A run of records
+++

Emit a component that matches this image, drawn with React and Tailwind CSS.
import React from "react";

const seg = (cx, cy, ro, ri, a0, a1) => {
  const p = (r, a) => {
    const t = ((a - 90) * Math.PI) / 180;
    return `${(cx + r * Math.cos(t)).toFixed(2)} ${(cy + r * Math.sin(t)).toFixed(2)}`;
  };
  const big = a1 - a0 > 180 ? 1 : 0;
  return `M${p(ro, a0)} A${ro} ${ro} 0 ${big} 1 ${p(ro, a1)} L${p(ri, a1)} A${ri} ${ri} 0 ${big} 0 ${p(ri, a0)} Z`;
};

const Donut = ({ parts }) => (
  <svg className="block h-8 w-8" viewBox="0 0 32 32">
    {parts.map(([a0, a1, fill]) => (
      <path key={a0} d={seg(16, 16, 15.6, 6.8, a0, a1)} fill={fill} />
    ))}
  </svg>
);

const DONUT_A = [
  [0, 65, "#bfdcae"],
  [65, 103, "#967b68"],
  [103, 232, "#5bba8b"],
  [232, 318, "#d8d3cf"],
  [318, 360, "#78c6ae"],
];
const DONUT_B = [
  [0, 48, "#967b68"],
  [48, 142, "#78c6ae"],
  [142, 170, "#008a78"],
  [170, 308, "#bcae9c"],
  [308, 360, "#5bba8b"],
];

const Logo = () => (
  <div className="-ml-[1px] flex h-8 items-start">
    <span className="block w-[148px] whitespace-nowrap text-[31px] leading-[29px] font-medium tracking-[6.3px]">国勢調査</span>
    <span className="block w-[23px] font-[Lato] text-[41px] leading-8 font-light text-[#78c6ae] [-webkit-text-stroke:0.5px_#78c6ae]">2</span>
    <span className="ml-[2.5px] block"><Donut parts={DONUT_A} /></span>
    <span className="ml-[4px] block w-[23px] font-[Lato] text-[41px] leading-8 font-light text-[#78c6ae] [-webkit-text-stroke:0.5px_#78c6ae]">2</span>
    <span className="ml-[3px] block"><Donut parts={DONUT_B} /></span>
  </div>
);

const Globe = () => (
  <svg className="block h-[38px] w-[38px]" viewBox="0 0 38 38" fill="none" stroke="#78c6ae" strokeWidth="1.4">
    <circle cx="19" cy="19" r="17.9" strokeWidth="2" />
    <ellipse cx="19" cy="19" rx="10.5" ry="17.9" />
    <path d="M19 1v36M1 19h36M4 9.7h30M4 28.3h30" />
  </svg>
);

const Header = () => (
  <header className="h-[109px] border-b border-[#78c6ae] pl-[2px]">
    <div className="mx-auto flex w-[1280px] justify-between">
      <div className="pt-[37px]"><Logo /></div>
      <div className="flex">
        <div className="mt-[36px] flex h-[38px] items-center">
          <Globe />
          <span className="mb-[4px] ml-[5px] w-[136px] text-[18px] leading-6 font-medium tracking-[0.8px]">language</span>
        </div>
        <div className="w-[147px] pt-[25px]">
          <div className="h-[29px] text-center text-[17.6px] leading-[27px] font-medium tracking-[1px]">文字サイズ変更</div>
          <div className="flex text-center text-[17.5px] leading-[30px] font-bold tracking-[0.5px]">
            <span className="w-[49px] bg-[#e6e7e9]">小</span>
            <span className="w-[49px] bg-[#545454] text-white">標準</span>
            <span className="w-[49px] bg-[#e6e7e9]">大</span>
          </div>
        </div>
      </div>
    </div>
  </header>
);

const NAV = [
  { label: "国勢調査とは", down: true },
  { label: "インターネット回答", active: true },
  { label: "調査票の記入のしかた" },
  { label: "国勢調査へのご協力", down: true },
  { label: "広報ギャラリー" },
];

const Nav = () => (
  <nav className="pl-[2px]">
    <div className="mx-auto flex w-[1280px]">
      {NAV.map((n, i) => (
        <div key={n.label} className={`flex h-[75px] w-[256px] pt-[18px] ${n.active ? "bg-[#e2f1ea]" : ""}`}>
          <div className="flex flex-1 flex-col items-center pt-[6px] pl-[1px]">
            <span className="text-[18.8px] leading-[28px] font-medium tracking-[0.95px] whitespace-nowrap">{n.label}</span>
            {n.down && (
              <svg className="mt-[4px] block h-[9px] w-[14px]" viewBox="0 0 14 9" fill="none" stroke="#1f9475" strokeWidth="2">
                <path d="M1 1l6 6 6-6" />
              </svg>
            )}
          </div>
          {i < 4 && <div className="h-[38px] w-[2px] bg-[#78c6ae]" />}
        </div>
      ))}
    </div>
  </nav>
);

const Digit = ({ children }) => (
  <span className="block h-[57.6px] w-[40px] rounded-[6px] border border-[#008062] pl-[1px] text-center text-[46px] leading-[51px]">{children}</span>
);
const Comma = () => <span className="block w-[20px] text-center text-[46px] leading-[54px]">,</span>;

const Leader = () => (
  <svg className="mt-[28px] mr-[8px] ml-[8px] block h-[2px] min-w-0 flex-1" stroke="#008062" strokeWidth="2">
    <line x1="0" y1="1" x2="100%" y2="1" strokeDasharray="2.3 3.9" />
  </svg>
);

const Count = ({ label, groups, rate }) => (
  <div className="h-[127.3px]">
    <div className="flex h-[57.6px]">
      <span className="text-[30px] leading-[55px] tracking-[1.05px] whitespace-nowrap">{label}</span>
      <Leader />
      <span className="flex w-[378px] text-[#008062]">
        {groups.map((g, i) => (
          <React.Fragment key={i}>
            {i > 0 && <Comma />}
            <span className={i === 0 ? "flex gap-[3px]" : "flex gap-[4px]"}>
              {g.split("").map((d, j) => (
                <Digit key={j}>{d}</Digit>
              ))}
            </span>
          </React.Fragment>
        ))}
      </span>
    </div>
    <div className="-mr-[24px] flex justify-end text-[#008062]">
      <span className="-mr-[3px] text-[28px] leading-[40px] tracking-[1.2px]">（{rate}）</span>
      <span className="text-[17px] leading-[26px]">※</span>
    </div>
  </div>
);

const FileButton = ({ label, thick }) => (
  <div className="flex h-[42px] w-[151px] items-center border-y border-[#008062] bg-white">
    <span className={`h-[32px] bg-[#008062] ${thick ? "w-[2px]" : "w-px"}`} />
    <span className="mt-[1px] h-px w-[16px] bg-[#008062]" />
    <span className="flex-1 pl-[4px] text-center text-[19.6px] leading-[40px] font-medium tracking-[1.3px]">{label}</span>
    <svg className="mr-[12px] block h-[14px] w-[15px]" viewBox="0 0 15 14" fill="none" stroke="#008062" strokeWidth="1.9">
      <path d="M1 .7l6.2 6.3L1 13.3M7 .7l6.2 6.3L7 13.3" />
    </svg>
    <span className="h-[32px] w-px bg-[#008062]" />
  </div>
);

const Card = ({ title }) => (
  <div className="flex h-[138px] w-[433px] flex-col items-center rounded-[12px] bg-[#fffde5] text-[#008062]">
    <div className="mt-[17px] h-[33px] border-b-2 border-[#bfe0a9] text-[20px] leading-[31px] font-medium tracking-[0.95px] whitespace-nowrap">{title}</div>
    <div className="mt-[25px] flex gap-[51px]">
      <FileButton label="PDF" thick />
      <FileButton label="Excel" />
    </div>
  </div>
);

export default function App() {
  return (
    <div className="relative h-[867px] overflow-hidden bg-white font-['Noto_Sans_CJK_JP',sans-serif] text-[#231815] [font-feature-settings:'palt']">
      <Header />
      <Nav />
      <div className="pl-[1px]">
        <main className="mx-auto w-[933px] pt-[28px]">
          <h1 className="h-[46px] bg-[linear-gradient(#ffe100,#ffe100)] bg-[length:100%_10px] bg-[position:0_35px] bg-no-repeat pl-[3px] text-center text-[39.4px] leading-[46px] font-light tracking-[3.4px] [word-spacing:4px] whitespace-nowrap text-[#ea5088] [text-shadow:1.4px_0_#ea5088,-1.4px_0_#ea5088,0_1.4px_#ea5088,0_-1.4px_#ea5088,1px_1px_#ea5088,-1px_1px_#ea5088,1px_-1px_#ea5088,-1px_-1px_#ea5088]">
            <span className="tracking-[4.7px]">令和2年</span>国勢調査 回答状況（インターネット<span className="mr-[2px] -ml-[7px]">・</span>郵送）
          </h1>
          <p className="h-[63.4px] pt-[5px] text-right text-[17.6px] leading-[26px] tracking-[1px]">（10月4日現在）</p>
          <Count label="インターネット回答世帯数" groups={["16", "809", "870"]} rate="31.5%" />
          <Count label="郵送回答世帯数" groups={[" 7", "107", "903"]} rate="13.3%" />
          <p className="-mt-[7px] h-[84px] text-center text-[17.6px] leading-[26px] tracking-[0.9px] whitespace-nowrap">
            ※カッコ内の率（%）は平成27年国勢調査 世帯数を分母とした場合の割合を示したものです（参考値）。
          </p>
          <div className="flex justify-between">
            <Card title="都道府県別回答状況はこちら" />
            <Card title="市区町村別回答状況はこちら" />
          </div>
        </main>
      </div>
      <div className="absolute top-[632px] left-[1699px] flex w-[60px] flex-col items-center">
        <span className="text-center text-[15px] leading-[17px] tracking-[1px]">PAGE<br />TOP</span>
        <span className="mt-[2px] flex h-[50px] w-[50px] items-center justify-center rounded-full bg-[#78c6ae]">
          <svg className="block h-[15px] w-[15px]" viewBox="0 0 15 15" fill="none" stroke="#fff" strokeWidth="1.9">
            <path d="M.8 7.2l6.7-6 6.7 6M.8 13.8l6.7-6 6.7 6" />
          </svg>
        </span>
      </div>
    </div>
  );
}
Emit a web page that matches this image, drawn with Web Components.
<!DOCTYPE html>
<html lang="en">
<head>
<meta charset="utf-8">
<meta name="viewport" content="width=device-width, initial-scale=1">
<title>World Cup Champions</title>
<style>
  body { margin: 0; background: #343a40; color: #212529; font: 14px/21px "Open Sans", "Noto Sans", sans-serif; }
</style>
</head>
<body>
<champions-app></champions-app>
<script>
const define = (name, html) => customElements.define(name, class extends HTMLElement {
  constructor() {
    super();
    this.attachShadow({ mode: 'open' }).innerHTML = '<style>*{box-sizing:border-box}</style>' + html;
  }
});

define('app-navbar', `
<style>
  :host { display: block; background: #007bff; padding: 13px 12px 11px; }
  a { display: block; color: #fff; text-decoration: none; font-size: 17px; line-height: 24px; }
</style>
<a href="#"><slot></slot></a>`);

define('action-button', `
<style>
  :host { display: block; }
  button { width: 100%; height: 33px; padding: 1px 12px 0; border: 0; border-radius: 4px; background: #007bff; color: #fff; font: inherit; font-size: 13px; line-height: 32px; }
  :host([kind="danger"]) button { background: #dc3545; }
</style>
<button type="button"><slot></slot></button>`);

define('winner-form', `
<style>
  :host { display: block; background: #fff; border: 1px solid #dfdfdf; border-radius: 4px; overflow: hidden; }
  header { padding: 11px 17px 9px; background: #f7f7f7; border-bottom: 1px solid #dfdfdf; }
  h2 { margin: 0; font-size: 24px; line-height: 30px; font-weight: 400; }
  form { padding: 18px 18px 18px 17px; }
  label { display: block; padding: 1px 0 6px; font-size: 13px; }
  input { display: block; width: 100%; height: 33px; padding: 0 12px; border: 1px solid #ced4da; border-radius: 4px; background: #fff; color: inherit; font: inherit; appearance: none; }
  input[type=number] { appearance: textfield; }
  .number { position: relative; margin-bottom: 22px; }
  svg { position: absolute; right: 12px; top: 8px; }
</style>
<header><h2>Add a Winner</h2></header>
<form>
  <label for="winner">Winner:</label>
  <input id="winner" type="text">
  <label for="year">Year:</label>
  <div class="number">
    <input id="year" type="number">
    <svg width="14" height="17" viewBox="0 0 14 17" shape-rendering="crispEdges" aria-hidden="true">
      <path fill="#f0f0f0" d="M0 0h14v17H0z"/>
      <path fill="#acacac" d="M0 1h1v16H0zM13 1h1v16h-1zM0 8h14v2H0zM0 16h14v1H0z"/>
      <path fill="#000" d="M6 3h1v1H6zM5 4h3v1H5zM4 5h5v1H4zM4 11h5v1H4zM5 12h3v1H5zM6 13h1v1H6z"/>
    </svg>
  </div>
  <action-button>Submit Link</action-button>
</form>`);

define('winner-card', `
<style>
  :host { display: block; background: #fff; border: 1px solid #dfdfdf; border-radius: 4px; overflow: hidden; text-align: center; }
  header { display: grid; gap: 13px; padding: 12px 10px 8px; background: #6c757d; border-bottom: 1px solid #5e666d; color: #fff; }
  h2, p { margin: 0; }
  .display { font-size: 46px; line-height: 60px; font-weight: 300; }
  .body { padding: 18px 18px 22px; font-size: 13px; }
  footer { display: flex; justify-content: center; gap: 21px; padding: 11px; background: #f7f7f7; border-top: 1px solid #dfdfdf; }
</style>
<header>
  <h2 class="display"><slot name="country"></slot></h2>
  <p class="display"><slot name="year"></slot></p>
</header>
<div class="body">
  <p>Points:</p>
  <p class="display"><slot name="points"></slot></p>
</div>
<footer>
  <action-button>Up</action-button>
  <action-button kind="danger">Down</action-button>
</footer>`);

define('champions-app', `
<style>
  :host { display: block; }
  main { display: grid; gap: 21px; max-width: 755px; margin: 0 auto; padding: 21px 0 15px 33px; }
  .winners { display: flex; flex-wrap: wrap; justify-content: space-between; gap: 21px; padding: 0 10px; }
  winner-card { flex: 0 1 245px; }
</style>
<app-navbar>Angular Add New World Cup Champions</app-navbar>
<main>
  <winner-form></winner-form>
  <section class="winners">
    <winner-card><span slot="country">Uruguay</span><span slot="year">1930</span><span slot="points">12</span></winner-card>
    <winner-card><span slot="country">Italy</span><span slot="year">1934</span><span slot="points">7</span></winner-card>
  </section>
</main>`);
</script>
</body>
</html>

+++

TASK GOAL ▸ Beginning at the top of the data, please return every line until and including the line containing "import React from", copied exactly, and nothing past it.

EXERCISE OUTPUT ▸
Emit a component that matches this image, drawn with React and Tailwind CSS.
import React from "react";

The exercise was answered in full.